** begin Dataset excerpt **

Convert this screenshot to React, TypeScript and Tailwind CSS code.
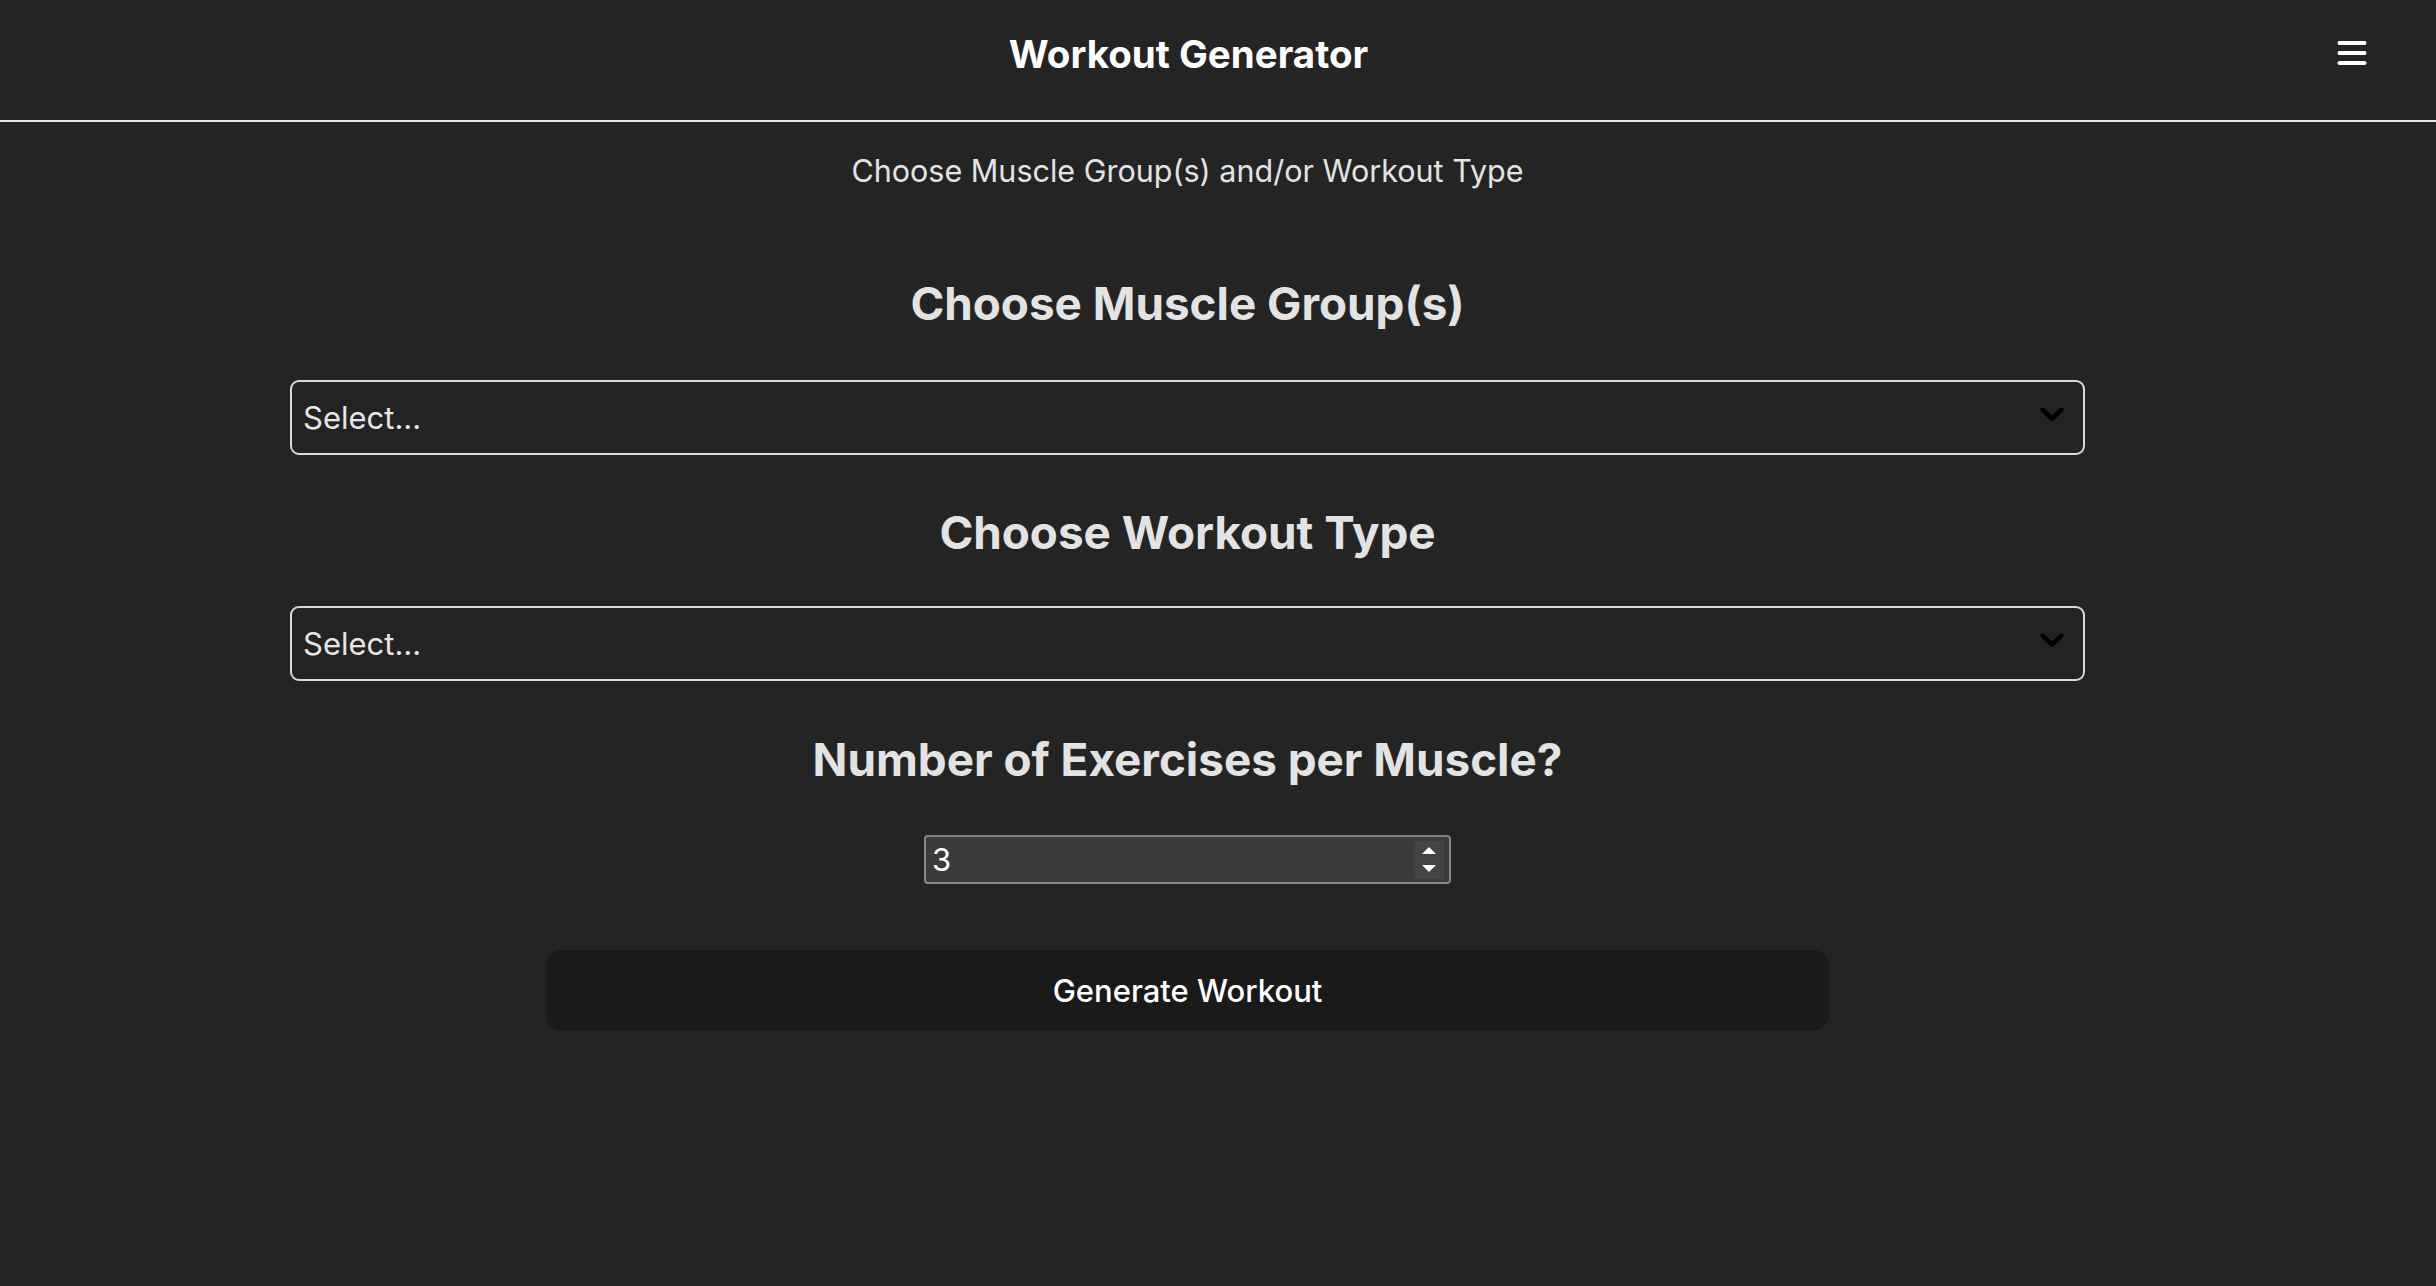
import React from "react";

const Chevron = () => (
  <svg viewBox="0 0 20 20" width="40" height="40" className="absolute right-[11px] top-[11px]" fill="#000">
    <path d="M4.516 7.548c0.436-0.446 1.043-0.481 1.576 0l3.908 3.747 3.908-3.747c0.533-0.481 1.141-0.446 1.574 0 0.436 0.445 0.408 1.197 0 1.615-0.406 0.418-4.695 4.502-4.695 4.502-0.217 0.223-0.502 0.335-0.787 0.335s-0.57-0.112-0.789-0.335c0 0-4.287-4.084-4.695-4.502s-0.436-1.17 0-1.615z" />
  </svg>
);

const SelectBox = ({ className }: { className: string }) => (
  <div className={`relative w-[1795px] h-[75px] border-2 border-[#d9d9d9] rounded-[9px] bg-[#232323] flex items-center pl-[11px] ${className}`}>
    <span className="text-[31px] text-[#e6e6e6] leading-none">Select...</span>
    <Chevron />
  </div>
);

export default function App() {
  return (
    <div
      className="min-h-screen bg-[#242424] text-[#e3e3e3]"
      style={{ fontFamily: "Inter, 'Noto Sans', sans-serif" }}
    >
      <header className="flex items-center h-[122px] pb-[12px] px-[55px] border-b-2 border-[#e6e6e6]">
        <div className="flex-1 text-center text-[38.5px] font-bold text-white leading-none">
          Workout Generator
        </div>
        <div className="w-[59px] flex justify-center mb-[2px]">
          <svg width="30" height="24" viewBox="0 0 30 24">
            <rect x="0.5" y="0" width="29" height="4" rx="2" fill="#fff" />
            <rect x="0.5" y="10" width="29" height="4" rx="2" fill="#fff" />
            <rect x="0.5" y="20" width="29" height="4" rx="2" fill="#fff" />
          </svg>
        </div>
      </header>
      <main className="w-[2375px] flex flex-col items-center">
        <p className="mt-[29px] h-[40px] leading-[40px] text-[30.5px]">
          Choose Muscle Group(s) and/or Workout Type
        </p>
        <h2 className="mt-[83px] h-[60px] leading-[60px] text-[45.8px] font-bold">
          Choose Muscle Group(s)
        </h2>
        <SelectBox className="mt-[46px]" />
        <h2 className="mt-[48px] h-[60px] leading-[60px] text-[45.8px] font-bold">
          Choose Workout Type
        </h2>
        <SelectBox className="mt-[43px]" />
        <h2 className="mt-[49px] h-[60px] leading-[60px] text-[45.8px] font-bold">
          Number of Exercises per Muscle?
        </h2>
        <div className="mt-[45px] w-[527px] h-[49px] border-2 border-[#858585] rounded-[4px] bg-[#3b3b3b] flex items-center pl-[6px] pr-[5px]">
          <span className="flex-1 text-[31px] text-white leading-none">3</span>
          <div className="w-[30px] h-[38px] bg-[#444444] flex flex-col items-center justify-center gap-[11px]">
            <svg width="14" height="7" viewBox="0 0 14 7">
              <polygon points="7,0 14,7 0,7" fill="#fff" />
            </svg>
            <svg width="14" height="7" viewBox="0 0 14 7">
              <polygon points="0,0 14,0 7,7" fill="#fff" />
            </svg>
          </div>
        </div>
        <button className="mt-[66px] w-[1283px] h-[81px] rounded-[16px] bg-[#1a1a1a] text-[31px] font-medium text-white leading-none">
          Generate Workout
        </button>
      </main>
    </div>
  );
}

** end Dataset excerpt **

Instruction:
Give every line above again exactly, with no pictures.

Exercise answer:
Convert this screenshot to React, TypeScript and Tailwind CSS code.
import React from "react";

const Chevron = () => (
  <svg viewBox="0 0 20 20" width="40" height="40" className="absolute right-[11px] top-[11px]" fill="#000">
    <path d="M4.516 7.548c0.436-0.446 1.043-0.481 1.576 0l3.908 3.747 3.908-3.747c0.533-0.481 1.141-0.446 1.574 0 0.436 0.445 0.408 1.197 0 1.615-0.406 0.418-4.695 4.502-4.695 4.502-0.217 0.223-0.502 0.335-0.787 0.335s-0.57-0.112-0.789-0.335c0 0-4.287-4.084-4.695-4.502s-0.436-1.17 0-1.615z" />
  </svg>
);

const SelectBox = ({ className }: { className: string }) => (
  <div className={`relative w-[1795px] h-[75px] border-2 border-[#d9d9d9] rounded-[9px] bg-[#232323] flex items-center pl-[11px] ${className}`}>
    <span className="text-[31px] text-[#e6e6e6] leading-none">Select...</span>
    <Chevron />
  </div>
);

export default function App() {
  return (
    <div
      className="min-h-screen bg-[#242424] text-[#e3e3e3]"
      style={{ fontFamily: "Inter, 'Noto Sans', sans-serif" }}
    >
      <header className="flex items-center h-[122px] pb-[12px] px-[55px] border-b-2 border-[#e6e6e6]">
        <div className="flex-1 text-center text-[38.5px] font-bold text-white leading-none">
          Workout Generator
        </div>
        <div className="w-[59px] flex justify-center mb-[2px]">
          <svg width="30" height="24" viewBox="0 0 30 24">
            <rect x="0.5" y="0" width="29" height="4" rx="2" fill="#fff" />
            <rect x="0.5" y="10" width="29" height="4" rx="2" fill="#fff" />
            <rect x="0.5" y="20" width="29" height="4" rx="2" fill="#fff" />
          </svg>
        </div>
      </header>
      <main className="w-[2375px] flex flex-col items-center">
        <p className="mt-[29px] h-[40px] leading-[40px] text-[30.5px]">
          Choose Muscle Group(s) and/or Workout Type
        </p>
        <h2 className="mt-[83px] h-[60px] leading-[60px] text-[45.8px] font-bold">
          Choose Muscle Group(s)
        </h2>
        <SelectBox className="mt-[46px]" />
        <h2 className="mt-[48px] h-[60px] leading-[60px] text-[45.8px] font-bold">
          Choose Workout Type
        </h2>
        <SelectBox className="mt-[43px]" />
        <h2 className="mt-[49px] h-[60px] leading-[60px] text-[45.8px] font-bold">
          Number of Exercises per Muscle?
        </h2>
        <div className="mt-[45px] w-[527px] h-[49px] border-2 border-[#858585] rounded-[4px] bg-[#3b3b3b] flex items-center pl-[6px] pr-[5px]">
          <span className="flex-1 text-[31px] text-white leading-none">3</span>
          <div className="w-[30px] h-[38px] bg-[#444444] flex flex-col items-center justify-center gap-[11px]">
            <svg width="14" height="7" viewBox="0 0 14 7">
              <polygon points="7,0 14,7 0,7" fill="#fff" />
            </svg>
            <svg width="14" height="7" viewBox="0 0 14 7">
              <polygon points="0,0 14,0 7,7" fill="#fff" />
            </svg>
          </div>
        </div>
        <button className="mt-[66px] w-[1283px] h-[81px] rounded-[16px] bg-[#1a1a1a] text-[31px] font-medium text-white leading-none">
          Generate Workout
        </button>
      </main>
    </div>
  );
}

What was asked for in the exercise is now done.